▶ **Exercise objective**:
In the entries below, find every line with "styles" and copy it.

▶ **Dataset excerpts**:
^^^^
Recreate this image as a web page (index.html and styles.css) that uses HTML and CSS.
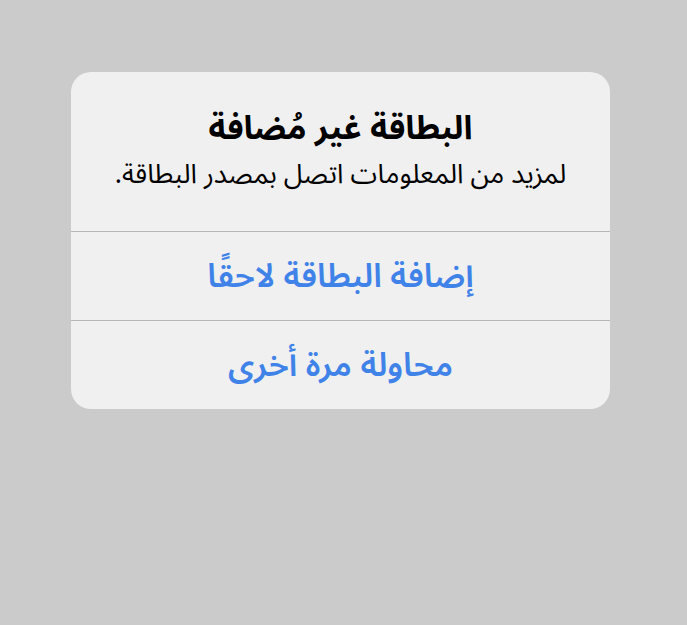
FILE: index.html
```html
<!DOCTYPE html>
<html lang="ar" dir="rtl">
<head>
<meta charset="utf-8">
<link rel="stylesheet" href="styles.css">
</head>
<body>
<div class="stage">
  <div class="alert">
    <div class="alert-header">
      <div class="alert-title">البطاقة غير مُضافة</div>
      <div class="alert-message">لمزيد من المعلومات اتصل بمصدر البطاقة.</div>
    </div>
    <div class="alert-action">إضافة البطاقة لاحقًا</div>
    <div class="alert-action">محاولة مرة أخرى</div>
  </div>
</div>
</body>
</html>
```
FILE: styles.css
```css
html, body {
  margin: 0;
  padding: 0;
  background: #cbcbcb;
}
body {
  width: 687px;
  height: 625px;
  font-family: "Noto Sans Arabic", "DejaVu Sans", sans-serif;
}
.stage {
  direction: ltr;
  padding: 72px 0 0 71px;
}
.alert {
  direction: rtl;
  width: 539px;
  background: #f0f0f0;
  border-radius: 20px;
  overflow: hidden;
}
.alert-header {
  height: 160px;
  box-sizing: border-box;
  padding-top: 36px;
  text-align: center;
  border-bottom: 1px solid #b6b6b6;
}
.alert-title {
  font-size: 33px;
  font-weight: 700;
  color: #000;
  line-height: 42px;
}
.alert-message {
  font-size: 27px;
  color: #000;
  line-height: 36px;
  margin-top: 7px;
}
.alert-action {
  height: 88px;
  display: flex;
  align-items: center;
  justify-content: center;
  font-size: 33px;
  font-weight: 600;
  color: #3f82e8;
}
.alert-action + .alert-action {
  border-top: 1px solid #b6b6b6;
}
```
^^^^
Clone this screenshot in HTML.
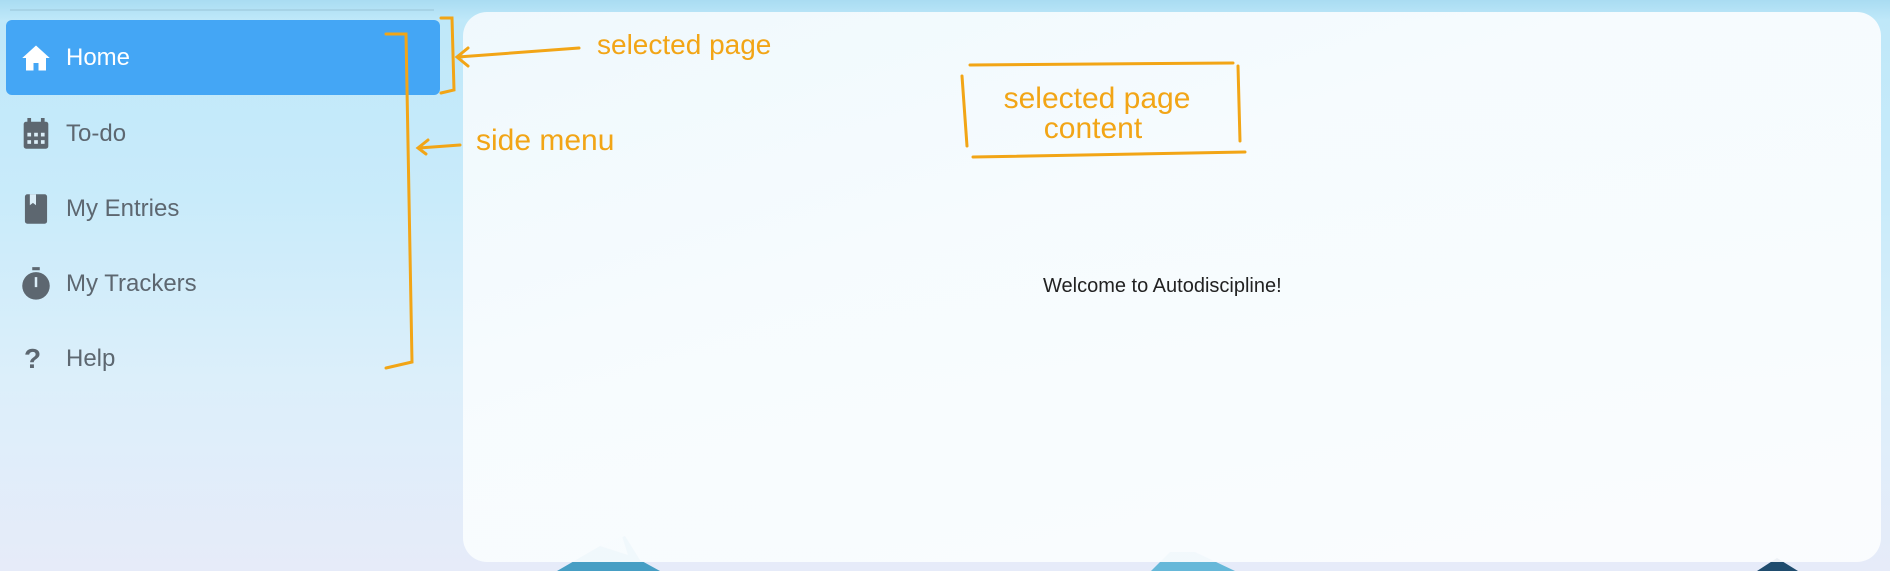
^^^^
▶ **Solution below**:
Recreate this image as a web page (index.html and styles.css) that uses HTML and CSS.
<link rel="stylesheet" href="styles.css">
FILE: styles.css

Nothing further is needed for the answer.